On our last full day in Berlin, we visited the Holocaust memorial, the Berlin Wall or what was left of it and the Topography of Terror. The Holocaust memorial was a stylised tribute to those who had beenso tragically killed, without mercy. It was respectable and clearly poignant to those it was remembering but yet tasteful to those who live in the city and see the grey structures as part of their everyday lives. ‘It happened therefore it can happen again’ was written on the wall in the underneath museum of the memorial, this alongside a recording of all the stories of those that lost their lives during the Holocaust inflicted a sense of anger for many as it seems unfathomable that people could go ahead with an action so inhumane as this. Visiting the Berlin Wall gave us a clearer understanding of the divide that was created between the East and West sides of Berlin.  Hearing the stories of those who tried to defy this oppression enabled us to get a sense of the hardships that people faced during this time. That evening we had been given the opportunity to go up the Reichstag building. The top, a canvas to the breath-taking view of Berlin at night, with mesmerizing images of this cultural place, definitely an uplifting experience to end the night compared to what we had seen the past few days.
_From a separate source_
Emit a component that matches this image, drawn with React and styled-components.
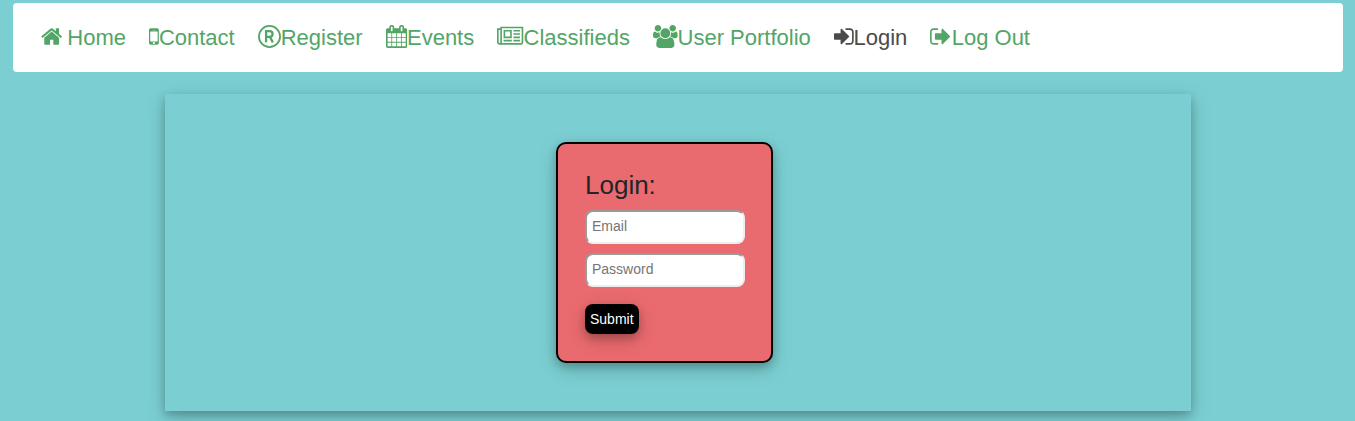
import React from "react";
import styled, { createGlobalStyle } from "styled-components";

const GlobalStyle = createGlobalStyle`
  *, *::before, *::after { box-sizing: border-box; }
  body {
    margin: 0;
    background: #7bcfd2;
    color: #212529;
    font-family: "Liberation Sans", Arial, Helvetica, sans-serif;
    font-size: 16px;
  }
`;

const Page = styled.div`
  padding: 3px 12px 10px 13px;
`;

const NavBar = styled.nav`
  background: #fff;
  border-radius: 4px;
  padding: 20px 28px 19px;
  margin-bottom: 22px;
`;

const NavList = styled.ul`
  display: flex;
  flex-wrap: wrap;
  column-gap: 23px;
  margin: 0;
  padding: 0;
  list-style: none;
`;

const NavLink = styled.a`
  display: flex;
  align-items: center;
  gap: ${({ $spaced }) => ($spaced ? "5px" : "0")};
  color: ${({ $active }) => ($active ? "#4b4b4b" : "#53a567")};
  font-size: 22px;
  line-height: 30px;
  text-decoration: none;
  white-space: nowrap;
`;

const IconSvg = styled.svg`
  display: block;
  flex: none;
  height: 23px;
  width: auto;
  margin-bottom: 3px;
  fill: currentColor;
`;

const Panel = styled.main`
  display: flex;
  justify-content: center;
  max-width: 1026px;
  margin: 0 auto;
  padding: 48px 27px 48px 0;
  box-shadow: 0 4px 8px rgba(0, 0, 0, 0.2), 0 6px 20px rgba(0, 0, 0, 0.19);
`;

const Card = styled.form`
  display: flex;
  flex-direction: column;
  align-items: flex-start;
  padding: 26px 26px 27px 27px;
  border: 2px solid #000;
  border-radius: 10px;
  background: #ea6b6f;
  box-shadow: 0 4px 8px rgba(0, 0, 0, 0.2), 0 6px 20px rgba(0, 0, 0, 0.19);
`;

const Title = styled.h1`
  margin: 0 0 10px;
  font-size: 26px;
  font-weight: 400;
  line-height: 30px;
`;

const Field = styled.input`
  width: 160px;
  height: 34px;
  margin-bottom: 9px;
  padding: 0 5px 2px;
  border: 2px solid;
  border-color: #9a9a9a #eeeeee #eeeeee #9a9a9a;
  border-radius: 8px;
  background: #fff;
  font-family: inherit;
  font-size: 14px;

  &::placeholder { color: #757575; opacity: 1; }
`;

const SubmitButton = styled.button`
  height: 30px;
  margin-top: 8px;
  padding: 0 5px;
  border: 0;
  border-radius: 8px;
  background: #000;
  color: #fff;
  font-family: inherit;
  font-size: 14px;
  box-shadow: 0 4px 8px rgba(0, 0, 0, 0.2), 0 6px 20px rgba(0, 0, 0, 0.19);
`;

const icons = {
  home: {
    box: "64 0 1664 1792",
    d: "M1472 992v480q0 26-19 45t-45 19h-384v-384h-256v384h-384q-26 0-45-19t-19-45v-480q0-1 .5-3t.5-3l575-474 575 474q1 2 1 6zm223-69l-62 74q-8 9-21 11h-3q-13 0-21-7l-692-577-692 577q-12 8-24 7-13-2-21-11l-62-74q-8-10-7-23.5t11-21.5l719-599q32-26 76-26t76 26l244 204v-195q0-14 9-23t23-9h192q14 0 23 9t9 23v408l219 182q10 8 11 21.5t-7 23.5z",
  },
  mobile: {
    box: "512 0 768 1792",
    d: "M976 1408q0-33-23.5-56.5t-56.5-23.5-56.5 23.5-23.5 56.5 23.5 56.5 56.5 23.5 56.5-23.5 23.5-56.5zm208-160v-704q0-13-9.5-22.5t-22.5-9.5h-512q-13 0-22.5 9.5t-9.5 22.5v704q0 13 9.5 22.5t22.5 9.5h512q13 0 22.5-9.5t9.5-22.5zm-192-848q0-16-16-16h-160q-16 0-16 16t16 16h160q16 0 16-16zm288-16v1024q0 52-38 90t-90 38h-512q-52 0-90-38t-38-90v-1024q0-52 38-90t90-38h512q52 0 90 38t38 90z",
  },
  calendar: {
    box: "64 0 1664 1792",
    d: "M192 1664h288v-288h-288v288zm352 0h320v-288h-320v288zm-352-352h288v-320h-288v320zm352 0h320v-320h-320v320zm-352-384h288v-288h-288v288zm736 736h320v-288h-320v288zm-384-736h320v-288h-320v288zm768 736h288v-288h-288v288zm-384-352h320v-320h-320v320zm-352-864v-288q0-13-9.5-22.5t-22.5-9.5h-64q-13 0-22.5 9.5t-9.5 22.5v288q0 13 9.5 22.5t22.5 9.5h64q13 0 22.5-9.5t9.5-22.5zm736 864h288v-320h-288v320zm-384-384h320v-288h-320v288zm384 0h288v-288h-288v288zm32-480v-288q0-13-9.5-22.5t-22.5-9.5h-64q-13 0-22.5 9.5t-9.5 22.5v288q0 13 9.5 22.5t22.5 9.5h64q13 0 22.5-9.5t9.5-22.5zm384-64v1280q0 52-38 90t-90 38h-1408q-52 0-90-38t-38-90v-1280q0-52 38-90t90-38h128v-96q0-66 47-113t113-47h64q66 0 113 47t47 113v96h384v-96q0-66 47-113t113-47h64q66 0 113 47t47 113v96h128q52 0 90 38t38 90z",
  },
  newspaper: {
    box: "0 0 2048 1792",
    d: "M1024 512h-384v384h384v-384zm128 640v128h-640v-128h640zm0-768v640h-640v-640h640zm640 768v128h-512v-128h512zm0-256v128h-512v-128h512zm0-256v128h-512v-128h512zm0-256v128h-512v-128h512zm-1536 960v-960h-128v960q0 26 19 45t45 19 45-19 19-45zm1664 0v-1088h-1536v1088q0 33-11 64h1483q26 0 45-19t19-45zm128-1216v1216q0 80-56 136t-136 56h-1664q-80 0-136-56t-56-136v-1088h256v-128h1792z",
  },
  users: {
    box: "0 0 1920 1792",
    d: "M593 896q-162 5-265 128h-134q-82 0-138-40.5t-56-118.5q0-353 124-353 6 0 43.5 21t97.5 42.5 119 21.5q67 0 133-23-5 37-5 66 0 139 81 256zm1071 637q0 120-73 189.5t-194 69.5h-874q-121 0-194-69.5t-73-189.5q0-53 3.5-103.5t14-109 26.5-108.5 43-97.5 62-81 85.5-53.5 111.5-20q10 0 43 21.5t73 48 107 48 135 21.5 135-21.5 107-48 73-48 43-21.5q61 0 111.5 20t85.5 53.5 62 81 43 97.5 26.5 108.5 14 109 3.5 103.5zm-1024-1277q0 106-75 181t-181 75-181-75-75-181 75-181 181-75 181 75 75 181zm704 384q0 159-112.5 271.5t-271.5 112.5-271.5-112.5-112.5-271.5 112.5-271.5 271.5-112.5 271.5 112.5 112.5 271.5zm576 225q0 78-56 118.5t-138 40.5h-134q-103-123-265-128 81-117 81-256 0-29-5-66 66 23 133 23 59 0 119-21.5t97.5-42.5 43.5-21q124 0 124 353zm-128-609q0 106-75 181t-181 75-181-75-75-181 75-181 181-75 181 75 75 181z",
  },
  signIn: {
    box: "128 0 1536 1792",
    d: "M1312 896q0 26-19 45l-544 544q-19 19-45 19t-45-19-19-45v-288h-448q-26 0-45-19t-19-45v-384q0-26 19-45t45-19h448v-288q0-26 19-45t45-19 45 19l544 544q19 19 19 45zm352-352v704q0 119-84.5 203.5t-203.5 84.5h-320q-13 0-22.5-9.5t-9.5-22.5q0-4-1-20t-.5-26.5 3-23.5 10-19.5 20.5-6.5h320q66 0 113-47t47-113v-704q0-66-47-113t-113-47h-312l-11.5-1-11.5-3-8-5.5-7-9-2-13.5q0-4-1-20t-.5-26.5 3-23.5 10-19.5 20.5-6.5h320q119 0 203.5 84.5t84.5 203.5z",
  },
  signOut: {
    box: "64 0 1664 1792",
    d: "M704 1440q0 4 1 20t.5 26.5-3 23.5-10 19.5-20.5 6.5h-320q-119 0-203.5-84.5t-84.5-203.5v-704q0-119 84.5-203.5t203.5-84.5h320q13 0 22.5 9.5t9.5 22.5q0 4 1 20t.5 26.5-3 23.5-10 19.5-20.5 6.5h-320q-66 0-113 47t-47 113v704q0 66 47 113t113 47h312l11.5 1 11.5 3 8 5.5 7 9 2 13.5zm928-544q0 26-19 45l-544 544q-19 19-45 19t-45-19-19-45v-288h-448q-26 0-45-19t-19-45v-384q0-26 19-45t45-19h448v-288q0-26 19-45t45-19 45 19l544 544q19 19 19 45z",
  },
};

function Icon({ name }) {
  if (name === "registered") {
    return (
      <IconSvg viewBox="0 0 1792 1792" aria-hidden="true">
        <g fill="none" stroke="currentColor">
          <circle cx="896" cy="896" r="822" strokeWidth="140" />
          <path
            d="M630 1350V480h280a225 225 0 0 1 0 450H630M930 930l230 420"
            strokeWidth="180"
          />
        </g>
      </IconSvg>
    );
  }
  const { box, d } = icons[name];
  return (
    <IconSvg viewBox={box} aria-hidden="true">
      <path d={d} />
    </IconSvg>
  );
}

const links = [
  { label: "Home", icon: "home", spaced: true },
  { label: "Contact", icon: "mobile" },
  { label: "Register", icon: "registered" },
  { label: "Events", icon: "calendar" },
  { label: "Classifieds", icon: "newspaper" },
  { label: "User Portfolio", icon: "users" },
  { label: "Login", icon: "signIn", active: true },
  { label: "Log Out", icon: "signOut" },
];

export default function App() {
  return (
    <>
      <GlobalStyle />
      <Page>
        <NavBar>
          <NavList>
            {links.map(({ label, icon, spaced, active }) => (
              <li key={label}>
                <NavLink
                  href="#"
                  $spaced={spaced}
                  $active={active}
                  aria-current={active ? "page" : undefined}
                >
                  <Icon name={icon} />
                  {label}
                </NavLink>
              </li>
            ))}
          </NavList>
        </NavBar>
        <Panel>
          <Card onSubmit={(event) => event.preventDefault()}>
            <Title>Login:</Title>
            <Field type="email" placeholder="Email" aria-label="Email" />
            <Field type="password" placeholder="Password" aria-label="Password" />
            <SubmitButton type="submit">Submit</SubmitButton>
          </Card>
        </Panel>
      </Page>
    </>
  );
}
The Olympic stadium of 1936 was the first place we visited on the last day. Incidentally it was also the first place that we had been to which we had evidence that Adolf Hitler had once visited and this realisation held great impact. We had to comprehend that the atrocities we had seen over the past three days had been planned and implemented by a man that once stood where we were right then and there. Following this we visited an underground bunker, the tour enabling us to experience what it would've been like for people when air raids occurred and the small areas that people would shelter to be protected. From this we returned one last time to our hotel and were given one last period of free time to immerse ourselves within this diverse city before heading home. The flight back although delayed by an hour went well and before we knew it the coach returned us back to Field Land and the normalities of our lives.

Over the trip we were educated and made to reflect each day, in a way that isnt possible in a classroom setting. Learning through people, their stories and the city itself, the memories that we had made there will be kept forever. With huge thanks to Mr Eaves, Mrs Higgins, Dr Burrows and of course Berlin itself.